Tipping culture in Argentina

on the brink

Registered
Yes, they are examples of them doing you a favour, so you return it. The end of year gift thing I also get, to a certain extent. But some poster here say they tip their potero all the time. For what?
I used to tip him for individual favors, now I just give him a fixed amount every month and forget about it. Easier for me and better for him - he can plan on a little extra coming each month. The arrangement has been working fine for the past four years.

By the way, everyone I know tips the janitor, whether they like him or despise him. I'm lucky to like Agustin so much, so tipping is no hardship.
 
Last edited:

Rich One

Registered
Hi Rich One

First I doubt that it is common here to "tip" the porteros. That might be the case in high class buildings, probably with a relative high percentage of (American) expats, but to my knowledge it is not a common thing in Buenos Aires. At least I have never heard of it and when I asked my Argentinian wife about it her reaction was a big "WHAT?!". And if it is not a common thing to do for locals, why would I pay the "Gringo tax" just because I could afford to pay?
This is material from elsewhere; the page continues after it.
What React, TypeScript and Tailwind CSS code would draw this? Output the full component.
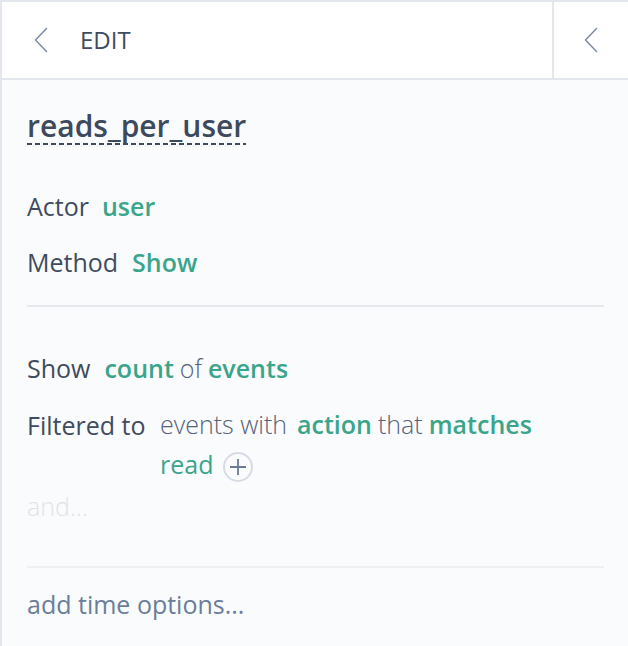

If there is indeed a situation as you describe with the porteros, than it has in my view nothing to do with tipping. I wouldn't even describe it as a life insurance (as this a voluntary contract), but it is nothing but an implicit "extorsion" (if you don't pay, you will face negative consequences). Similar as "protection money" you pay to the local Mafia guy.
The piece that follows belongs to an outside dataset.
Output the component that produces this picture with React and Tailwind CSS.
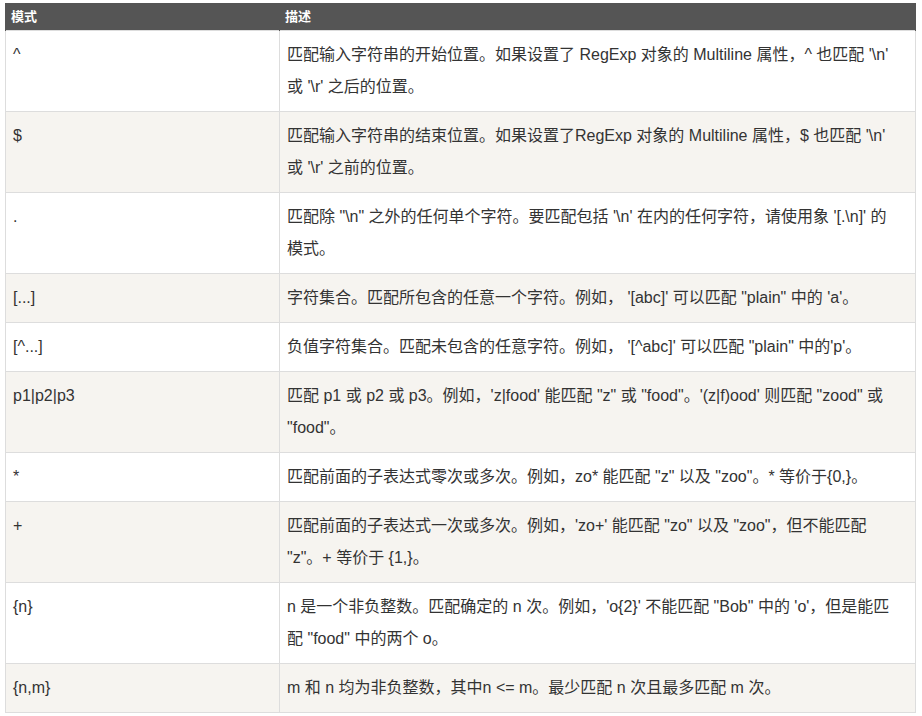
import React from "react";

const rows = [
  ["^", ["匹配输入字符串的开始位置。如果设置了 RegExp 对象的 Multiline 属性，^ 也匹配 '\\n'", "或 '\\r' 之后的位置。"]],
  ["$", ["匹配输入字符串的结束位置。如果设置了RegExp 对象的 Multiline 属性，$ 也匹配 '\\n'", "或 '\\r' 之前的位置。"]],
  [".", ["匹配除 \"\\n\" 之外的任何单个字符。要匹配包括 '\\n' 在内的任何字符，请使用象 '[.\\n]' 的", "模式。"]],
  ["[...]", ["字符集合。匹配所包含的任意一个字符。例如， '[abc]' 可以匹配 \"plain\" 中的 'a'。"]],
  ["[^...]", ["负值字符集合。匹配未包含的任意字符。例如， '[^abc]' 可以匹配 \"plain\" 中的'p'。"]],
  ["p1|p2|p3", ["匹配 p1 或 p2 或 p3。例如，'z|food' 能匹配 \"z\" 或 \"food\"。'(z|f)ood' 则匹配 \"zood\" 或", "\"food\"。"]],
  ["*", ["匹配前面的子表达式零次或多次。例如，zo* 能匹配 \"z\" 以及 \"zoo\"。* 等价于{0,}。"]],
  ["+", ["匹配前面的子表达式一次或多次。例如，'zo+' 能匹配 \"zo\" 以及 \"zoo\"，但不能匹配", "\"z\"。+ 等价于 {1,}。"]],
  ["{n}", ["n 是一个非负整数。匹配确定的 n 次。例如，'o{2}' 不能匹配 \"Bob\" 中的 'o'，但是能匹", "配 \"food\" 中的两个 o。"]],
  ["{n,m}", ["m 和 n 均为非负整数，其中n <= m。最少匹配 n 次且最多匹配 m 次。"]],
];

export default function App() {
  return (
    <div
      className="bg-white w-[922px] h-[716px] pt-[3px] pl-[5px] text-[#333] text-[16px]"
      style={{ fontFamily: '"Liberation Sans", "Noto Sans CJK SC", sans-serif' }}
    >
      <table className="w-[911px] border-collapse table-fixed">
        <colgroup>
          <col className="w-[274px]" />
          <col />
        </colgroup>
        <thead>
          <tr className="bg-[#555555] text-white text-[13px] font-bold">
            <th className="h-[27px] px-[5px] text-left font-bold border-x border-[#555555]">模式</th>
            <th className="h-[27px] px-[5px] text-left font-bold border-x border-[#555555]">描述</th>
          </tr>
        </thead>
        <tbody>
          {rows.map(([pat, lines], i) => (
            <tr key={i} className={i % 2 === 1 ? "bg-[#f6f4f0]" : "bg-white"}>
              <td className="align-top border border-[#dddddd] px-[7px] py-[8px] leading-[32px]">{pat}</td>
              <td className="align-top border border-[#dddddd] px-[7px] py-[8px] leading-[32px] whitespace-nowrap">
                {lines.map((l, j) => (
                  <div key={j}>{l}</div>
                ))}
              </td>
            </tr>
          ))}
        </tbody>
      </table>
    </div>
  );
}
If you liked the video, you might also enjoy this one:
Well I guess we all have different sets of Experiences , mine come from living for 15 years in Recoleta in buildings with 150 apts. plus comments from other friends living in the area. I was the only "American" in the building . However many other nationalities present .
 

semigoodlookin

Registered
I used to tip him for individual favors, now I just give him a fixed amount every month and forget about it.
What does this mean? I know what it meant when I visited Bangkok, but what does it mean here?
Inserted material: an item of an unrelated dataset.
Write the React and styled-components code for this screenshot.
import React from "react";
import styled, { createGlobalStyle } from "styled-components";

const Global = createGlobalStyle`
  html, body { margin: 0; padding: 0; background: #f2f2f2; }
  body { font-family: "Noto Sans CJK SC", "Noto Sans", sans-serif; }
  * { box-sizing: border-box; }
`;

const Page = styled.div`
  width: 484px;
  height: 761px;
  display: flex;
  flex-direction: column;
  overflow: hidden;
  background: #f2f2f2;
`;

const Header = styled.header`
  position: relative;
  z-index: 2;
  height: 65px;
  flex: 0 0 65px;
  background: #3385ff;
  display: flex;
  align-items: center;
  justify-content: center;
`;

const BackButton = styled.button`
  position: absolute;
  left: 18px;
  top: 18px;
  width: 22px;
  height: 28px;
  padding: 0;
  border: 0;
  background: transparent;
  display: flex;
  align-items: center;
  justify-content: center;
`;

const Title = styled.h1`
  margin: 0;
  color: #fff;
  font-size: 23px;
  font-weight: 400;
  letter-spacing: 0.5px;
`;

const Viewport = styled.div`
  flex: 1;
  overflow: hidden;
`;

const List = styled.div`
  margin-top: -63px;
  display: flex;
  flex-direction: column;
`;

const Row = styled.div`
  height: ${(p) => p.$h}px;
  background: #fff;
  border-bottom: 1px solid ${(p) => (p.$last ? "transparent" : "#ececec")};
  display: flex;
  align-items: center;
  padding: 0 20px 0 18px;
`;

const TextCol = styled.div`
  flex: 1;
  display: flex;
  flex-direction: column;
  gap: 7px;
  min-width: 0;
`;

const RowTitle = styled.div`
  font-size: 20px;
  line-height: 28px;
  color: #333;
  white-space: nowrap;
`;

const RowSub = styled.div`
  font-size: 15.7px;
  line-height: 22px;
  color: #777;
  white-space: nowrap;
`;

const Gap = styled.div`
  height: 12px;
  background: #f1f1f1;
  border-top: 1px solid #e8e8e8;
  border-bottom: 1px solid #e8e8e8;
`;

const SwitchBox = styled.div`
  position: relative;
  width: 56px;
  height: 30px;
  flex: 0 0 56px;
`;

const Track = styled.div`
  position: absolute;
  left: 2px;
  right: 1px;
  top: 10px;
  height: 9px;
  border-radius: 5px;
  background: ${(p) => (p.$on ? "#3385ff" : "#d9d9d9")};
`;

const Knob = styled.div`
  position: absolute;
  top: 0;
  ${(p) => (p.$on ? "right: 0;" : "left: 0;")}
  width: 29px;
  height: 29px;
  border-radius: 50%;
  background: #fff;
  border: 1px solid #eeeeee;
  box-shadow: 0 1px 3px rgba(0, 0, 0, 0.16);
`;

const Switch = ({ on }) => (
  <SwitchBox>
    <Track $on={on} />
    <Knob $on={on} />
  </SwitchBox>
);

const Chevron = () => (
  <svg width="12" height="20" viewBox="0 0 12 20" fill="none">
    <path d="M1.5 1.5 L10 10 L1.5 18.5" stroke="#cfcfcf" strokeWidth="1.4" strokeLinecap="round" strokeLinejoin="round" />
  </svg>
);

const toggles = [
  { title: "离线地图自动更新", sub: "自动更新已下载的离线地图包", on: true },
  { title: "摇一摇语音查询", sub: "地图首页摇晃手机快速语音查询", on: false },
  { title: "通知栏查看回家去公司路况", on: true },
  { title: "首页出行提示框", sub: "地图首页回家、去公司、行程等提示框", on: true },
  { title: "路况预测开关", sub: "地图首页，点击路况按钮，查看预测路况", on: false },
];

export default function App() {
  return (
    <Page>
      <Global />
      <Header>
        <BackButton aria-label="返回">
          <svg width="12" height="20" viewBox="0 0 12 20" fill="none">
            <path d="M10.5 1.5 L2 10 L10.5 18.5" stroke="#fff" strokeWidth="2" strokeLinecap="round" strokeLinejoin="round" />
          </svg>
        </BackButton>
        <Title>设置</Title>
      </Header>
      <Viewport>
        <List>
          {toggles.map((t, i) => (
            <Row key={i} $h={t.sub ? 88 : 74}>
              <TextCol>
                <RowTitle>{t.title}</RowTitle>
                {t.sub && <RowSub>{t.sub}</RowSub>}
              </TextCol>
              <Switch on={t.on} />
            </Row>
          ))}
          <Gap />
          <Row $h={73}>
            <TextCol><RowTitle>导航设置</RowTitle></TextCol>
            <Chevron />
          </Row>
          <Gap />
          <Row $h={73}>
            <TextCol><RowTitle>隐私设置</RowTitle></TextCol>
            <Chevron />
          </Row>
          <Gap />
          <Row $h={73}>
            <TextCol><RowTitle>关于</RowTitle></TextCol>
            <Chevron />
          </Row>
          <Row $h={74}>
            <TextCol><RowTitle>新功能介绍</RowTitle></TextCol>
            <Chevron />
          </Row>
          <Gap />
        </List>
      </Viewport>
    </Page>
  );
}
And I assume, yes, he is very happy with the arrangement of getting extra money each month. And I would suggest if you are “tipping” him each month for “individual” things he does, you are in fact employing him in the black, not tipping him. You’re basically buying services he provides just to you each month.
 

Rich One

Registered
That's fine by me. If tipping someone is what it takes to a) like me and be nice to me and/or, b) do their job then they can forget about having a tip from me.

Isn't the portero the real greedy one? Taking his salary and expecting more from others to perform his role at his best?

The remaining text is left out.